┏━━

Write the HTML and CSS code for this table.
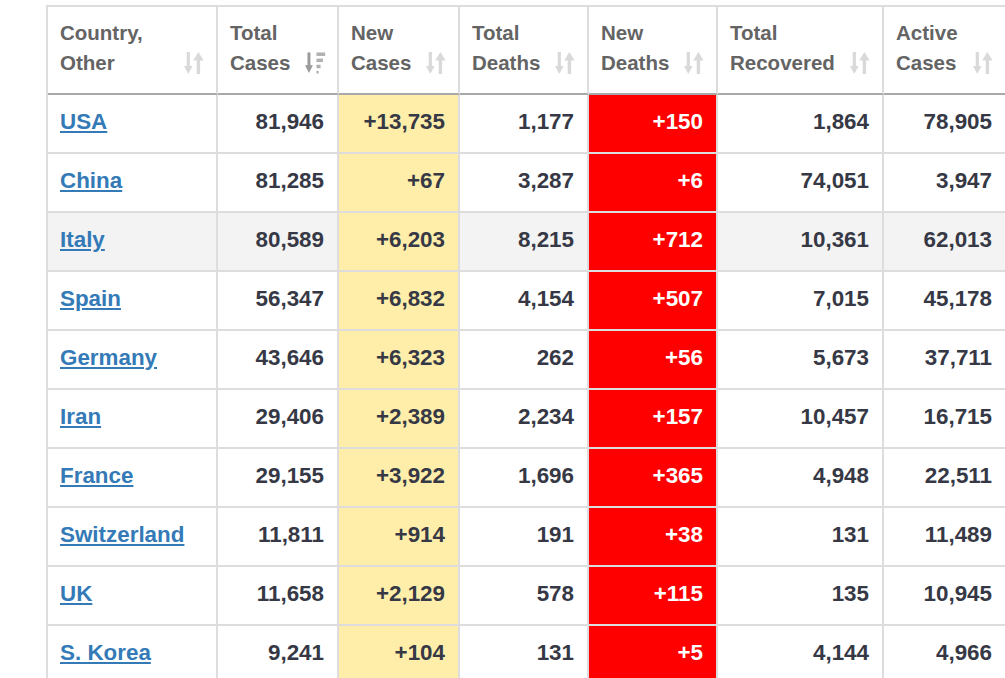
FILE: index.html
```html
<!DOCTYPE html>
<html>
<head>
<meta charset="utf-8">
<link rel="stylesheet" href="styles.css">
</head>
<body>
<table class="cases">
  <thead>
    <tr>
      <th class="c1"><div class="hd"><span>Country,<br>Other</span><svg class="sort" viewBox="0 0 20 22"><rect x="2.7" y="0" width="3.2" height="15"/><polygon points="0,14 8.6,14 4.3,22"/><rect x="12.7" y="7" width="3.4" height="15"/><polygon points="9.2,8.5 19.6,8.5 14.4,0"/></svg></div></th>
      <th class="c2"><div class="hd"><span>Total<br>Cases</span><svg class="sort active" viewBox="0 0 24 23"><rect class="ar" x="2.7" y="0" width="3.2" height="15"/><polygon class="ar" points="0,14 8.6,14 4.3,22.5"/><rect class="br" x="12.5" y="0" width="9.5" height="3.8"/><rect class="br" x="12.5" y="6.7" width="7" height="3.8"/><rect class="br" x="12.5" y="13.4" width="4.5" height="3.8"/><rect class="br" x="12.5" y="20" width="2.4" height="3"/></svg></div></th>
      <th class="c3"><div class="hd"><span>New<br>Cases</span><svg class="sort" viewBox="0 0 20 22"><rect x="2.7" y="0" width="3.2" height="15"/><polygon points="0,14 8.6,14 4.3,22"/><rect x="12.7" y="7" width="3.4" height="15"/><polygon points="9.2,8.5 19.6,8.5 14.4,0"/></svg></div></th>
      <th class="c4"><div class="hd"><span>Total<br>Deaths</span><svg class="sort" viewBox="0 0 20 22"><rect x="2.7" y="0" width="3.2" height="15"/><polygon points="0,14 8.6,14 4.3,22"/><rect x="12.7" y="7" width="3.4" height="15"/><polygon points="9.2,8.5 19.6,8.5 14.4,0"/></svg></div></th>
      <th class="c5"><div class="hd"><span>New<br>Deaths</span><svg class="sort" viewBox="0 0 20 22"><rect x="2.7" y="0" width="3.2" height="15"/><polygon points="0,14 8.6,14 4.3,22"/><rect x="12.7" y="7" width="3.4" height="15"/><polygon points="9.2,8.5 19.6,8.5 14.4,0"/></svg></div></th>
      <th class="c6"><div class="hd"><span>Total<br>Recovered</span><svg class="sort" viewBox="0 0 20 22"><rect x="2.7" y="0" width="3.2" height="15"/><polygon points="0,14 8.6,14 4.3,22"/><rect x="12.7" y="7" width="3.4" height="15"/><polygon points="9.2,8.5 19.6,8.5 14.4,0"/></svg></div></th>
      <th class="c7"><div class="hd"><span>Active<br>Cases</span><svg class="sort" viewBox="0 0 20 22"><rect x="2.7" y="0" width="3.2" height="15"/><polygon points="0,14 8.6,14 4.3,22"/><rect x="12.7" y="7" width="3.4" height="15"/><polygon points="9.2,8.5 19.6,8.5 14.4,0"/></svg></div></th>
    </tr>
  </thead>
  <tbody>
    <tr><td class="name"><a href="#">USA</a></td><td>81,946</td><td class="newc">+13,735</td><td>1,177</td><td class="newd">+150</td><td>1,864</td><td>78,905</td></tr>
    <tr><td class="name"><a href="#">China</a></td><td>81,285</td><td class="newc">+67</td><td>3,287</td><td class="newd">+6</td><td>74,051</td><td>3,947</td></tr>
    <tr class="hover"><td class="name"><a href="#">Italy</a></td><td>80,589</td><td class="newc">+6,203</td><td>8,215</td><td class="newd">+712</td><td>10,361</td><td>62,013</td></tr>
    <tr><td class="name"><a href="#">Spain</a></td><td>56,347</td><td class="newc">+6,832</td><td>4,154</td><td class="newd">+507</td><td>7,015</td><td>45,178</td></tr>
    <tr><td class="name"><a href="#">Germany</a></td><td>43,646</td><td class="newc">+6,323</td><td>262</td><td class="newd">+56</td><td>5,673</td><td>37,711</td></tr>
    <tr><td class="name"><a href="#">Iran</a></td><td>29,406</td><td class="newc">+2,389</td><td>2,234</td><td class="newd">+157</td><td>10,457</td><td>16,715</td></tr>
    <tr><td class="name"><a href="#">France</a></td><td>29,155</td><td class="newc">+3,922</td><td>1,696</td><td class="newd">+365</td><td>4,948</td><td>22,511</td></tr>
    <tr><td class="name"><a href="#">Switzerland</a></td><td>11,811</td><td class="newc">+914</td><td>191</td><td class="newd">+38</td><td>131</td><td>11,489</td></tr>
    <tr><td class="name"><a href="#">UK</a></td><td>11,658</td><td class="newc">+2,129</td><td>578</td><td class="newd">+115</td><td>135</td><td>10,945</td></tr>
    <tr><td class="name"><a href="#">S. Korea</a></td><td>9,241</td><td class="newc">+104</td><td>131</td><td class="newd">+5</td><td>4,144</td><td>4,966</td></tr>
  </tbody>
</table>
</body>
</html>
```
FILE: styles.css
```css
html, body {
  margin: 0;
  padding: 0;
  overflow: hidden;
  background: #fff;
}
body {
  font-family: "Liberation Sans", Arial, sans-serif;
}
.cases {
  margin: 5px 0 0 46px;
  border-collapse: separate;
  border-spacing: 0;
  table-layout: fixed;
  width: 961px;
  border-left: 2px solid #dddddd;
  border-top: 2px solid #dddddd;
}
.cases th, .cases td {
  box-sizing: border-box;
  border-right: 2px solid #dddddd;
  border-bottom: 2px solid #dddddd;
}
.c1 { width: 170px; }
.c2 { width: 121px; }
.c3 { width: 121px; }
.c4 { width: 129px; }
.c5 { width: 129px; }
.c6 { width: 166px; }
.c7 { width: 123px; }
.cases th {
  text-align: left;
  font-size: 20.5px;
  font-weight: bold;
  color: #646464;
  line-height: 30px;
  padding: 11px 12px 15px 12px;
  vertical-align: bottom;
  border-bottom: 2px solid #a9a9a9;
}
.hd {
  display: flex;
  justify-content: space-between;
  align-items: flex-end;
}
.sort {
  width: 20px;
  height: 22px;
  margin-bottom: 4px;
  flex: none;
  fill: #d9d9d9;
}
.sort.active {
  width: 22px;
  height: 22px;
  margin-right: -2px;
}
.sort .ar { fill: #9a9a9a; }
.sort .br { fill: #b0b0b0; }
.cases td {
  font-size: 22.4px;
  font-weight: bold;
  color: #363945;
  line-height: 25px;
  padding: 14px 13px 18px 12px;
  text-align: right;
  white-space: nowrap;
}
.cases td.name {
  text-align: left;
}
.cases td a {
  color: #337ab7;
  text-decoration: underline;
}
.cases tr.hover td {
  background: #f3f3f3;
}
.cases td.newc, .cases tr.hover td.newc {
  background: #ffeeaa;
}
.cases td.newd, .cases tr.hover td.newd {
  background: #ff0000;
  color: #ffffff;
}
```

┗━━

*WHAT YOU HAVE TO DO*:
Leave the images out and output the remaining material exactly as it stands.

*PROBLEM SOLUTION*:
Write the HTML and CSS code for this table.
FILE: index.html
```html
<!DOCTYPE html>
<html>
<head>
<meta charset="utf-8">
<link rel="stylesheet" href="styles.css">
</head>
<body>
<table class="cases">
  <thead>
    <tr>
      <th class="c1"><div class="hd"><span>Country,<br>Other</span><svg class="sort" viewBox="0 0 20 22"><rect x="2.7" y="0" width="3.2" height="15"/><polygon points="0,14 8.6,14 4.3,22"/><rect x="12.7" y="7" width="3.4" height="15"/><polygon points="9.2,8.5 19.6,8.5 14.4,0"/></svg></div></th>
      <th class="c2"><div class="hd"><span>Total<br>Cases</span><svg class="sort active" viewBox="0 0 24 23"><rect class="ar" x="2.7" y="0" width="3.2" height="15"/><polygon class="ar" points="0,14 8.6,14 4.3,22.5"/><rect class="br" x="12.5" y="0" width="9.5" height="3.8"/><rect class="br" x="12.5" y="6.7" width="7" height="3.8"/><rect class="br" x="12.5" y="13.4" width="4.5" height="3.8"/><rect class="br" x="12.5" y="20" width="2.4" height="3"/></svg></div></th>
      <th class="c3"><div class="hd"><span>New<br>Cases</span><svg class="sort" viewBox="0 0 20 22"><rect x="2.7" y="0" width="3.2" height="15"/><polygon points="0,14 8.6,14 4.3,22"/><rect x="12.7" y="7" width="3.4" height="15"/><polygon points="9.2,8.5 19.6,8.5 14.4,0"/></svg></div></th>
      <th class="c4"><div class="hd"><span>Total<br>Deaths</span><svg class="sort" viewBox="0 0 20 22"><rect x="2.7" y="0" width="3.2" height="15"/><polygon points="0,14 8.6,14 4.3,22"/><rect x="12.7" y="7" width="3.4" height="15"/><polygon points="9.2,8.5 19.6,8.5 14.4,0"/></svg></div></th>
      <th class="c5"><div class="hd"><span>New<br>Deaths</span><svg class="sort" viewBox="0 0 20 22"><rect x="2.7" y="0" width="3.2" height="15"/><polygon points="0,14 8.6,14 4.3,22"/><rect x="12.7" y="7" width="3.4" height="15"/><polygon points="9.2,8.5 19.6,8.5 14.4,0"/></svg></div></th>
      <th class="c6"><div class="hd"><span>Total<br>Recovered</span><svg class="sort" viewBox="0 0 20 22"><rect x="2.7" y="0" width="3.2" height="15"/><polygon points="0,14 8.6,14 4.3,22"/><rect x="12.7" y="7" width="3.4" height="15"/><polygon points="9.2,8.5 19.6,8.5 14.4,0"/></svg></div></th>
      <th class="c7"><div class="hd"><span>Active<br>Cases</span><svg class="sort" viewBox="0 0 20 22"><rect x="2.7" y="0" width="3.2" height="15"/><polygon points="0,14 8.6,14 4.3,22"/><rect x="12.7" y="7" width="3.4" height="15"/><polygon points="9.2,8.5 19.6,8.5 14.4,0"/></svg></div></th>
    </tr>
  </thead>
  <tbody>
    <tr><td class="name"><a href="#">USA</a></td><td>81,946</td><td class="newc">+13,735</td><td>1,177</td><td class="newd">+150</td><td>1,864</td><td>78,905</td></tr>
    <tr><td class="name"><a href="#">China</a></td><td>81,285</td><td class="newc">+67</td><td>3,287</td><td class="newd">+6</td><td>74,051</td><td>3,947</td></tr>
    <tr class="hover"><td class="name"><a href="#">Italy</a></td><td>80,589</td><td class="newc">+6,203</td><td>8,215</td><td class="newd">+712</td><td>10,361</td><td>62,013</td></tr>
    <tr><td class="name"><a href="#">Spain</a></td><td>56,347</td><td class="newc">+6,832</td><td>4,154</td><td class="newd">+507</td><td>7,015</td><td>45,178</td></tr>
    <tr><td class="name"><a href="#">Germany</a></td><td>43,646</td><td class="newc">+6,323</td><td>262</td><td class="newd">+56</td><td>5,673</td><td>37,711</td></tr>
    <tr><td class="name"><a href="#">Iran</a></td><td>29,406</td><td class="newc">+2,389</td><td>2,234</td><td class="newd">+157</td><td>10,457</td><td>16,715</td></tr>
    <tr><td class="name"><a href="#">France</a></td><td>29,155</td><td class="newc">+3,922</td><td>1,696</td><td class="newd">+365</td><td>4,948</td><td>22,511</td></tr>
    <tr><td class="name"><a href="#">Switzerland</a></td><td>11,811</td><td class="newc">+914</td><td>191</td><td class="newd">+38</td><td>131</td><td>11,489</td></tr>
    <tr><td class="name"><a href="#">UK</a></td><td>11,658</td><td class="newc">+2,129</td><td>578</td><td class="newd">+115</td><td>135</td><td>10,945</td></tr>
    <tr><td class="name"><a href="#">S. Korea</a></td><td>9,241</td><td class="newc">+104</td><td>131</td><td class="newd">+5</td><td>4,144</td><td>4,966</td></tr>
  </tbody>
</table>
</body>
</html>
```
FILE: styles.css
```css
html, body {
  margin: 0;
  padding: 0;
  overflow: hidden;
  background: #fff;
}
body {
  font-family: "Liberation Sans", Arial, sans-serif;
}
.cases {
  margin: 5px 0 0 46px;
  border-collapse: separate;
  border-spacing: 0;
  table-layout: fixed;
  width: 961px;
  border-left: 2px solid #dddddd;
  border-top: 2px solid #dddddd;
}
.cases th, .cases td {
  box-sizing: border-box;
  border-right: 2px solid #dddddd;
  border-bottom: 2px solid #dddddd;
}
.c1 { width: 170px; }
.c2 { width: 121px; }
.c3 { width: 121px; }
.c4 { width: 129px; }
.c5 { width: 129px; }
.c6 { width: 166px; }
.c7 { width: 123px; }
.cases th {
  text-align: left;
  font-size: 20.5px;
  font-weight: bold;
  color: #646464;
  line-height: 30px;
  padding: 11px 12px 15px 12px;
  vertical-align: bottom;
  border-bottom: 2px solid #a9a9a9;
}
.hd {
  display: flex;
  justify-content: space-between;
  align-items: flex-end;
}
.sort {
  width: 20px;
  height: 22px;
  margin-bottom: 4px;
  flex: none;
  fill: #d9d9d9;
}
.sort.active {
  width: 22px;
  height: 22px;
  margin-right: -2px;
}
.sort .ar { fill: #9a9a9a; }
.sort .br { fill: #b0b0b0; }
.cases td {
  font-size: 22.4px;
  font-weight: bold;
  color: #363945;
  line-height: 25px;
  padding: 14px 13px 18px 12px;
  text-align: right;
  white-space: nowrap;
}
.cases td.name {
  text-align: left;
}
.cases td a {
  color: #337ab7;
  text-decoration: underline;
}
.cases tr.hover td {
  background: #f3f3f3;
}
.cases td.newc, .cases tr.hover td.newc {
  background: #ffeeaa;
}
.cases td.newd, .cases tr.hover td.newd {
  background: #ff0000;
  color: #ffffff;
}
```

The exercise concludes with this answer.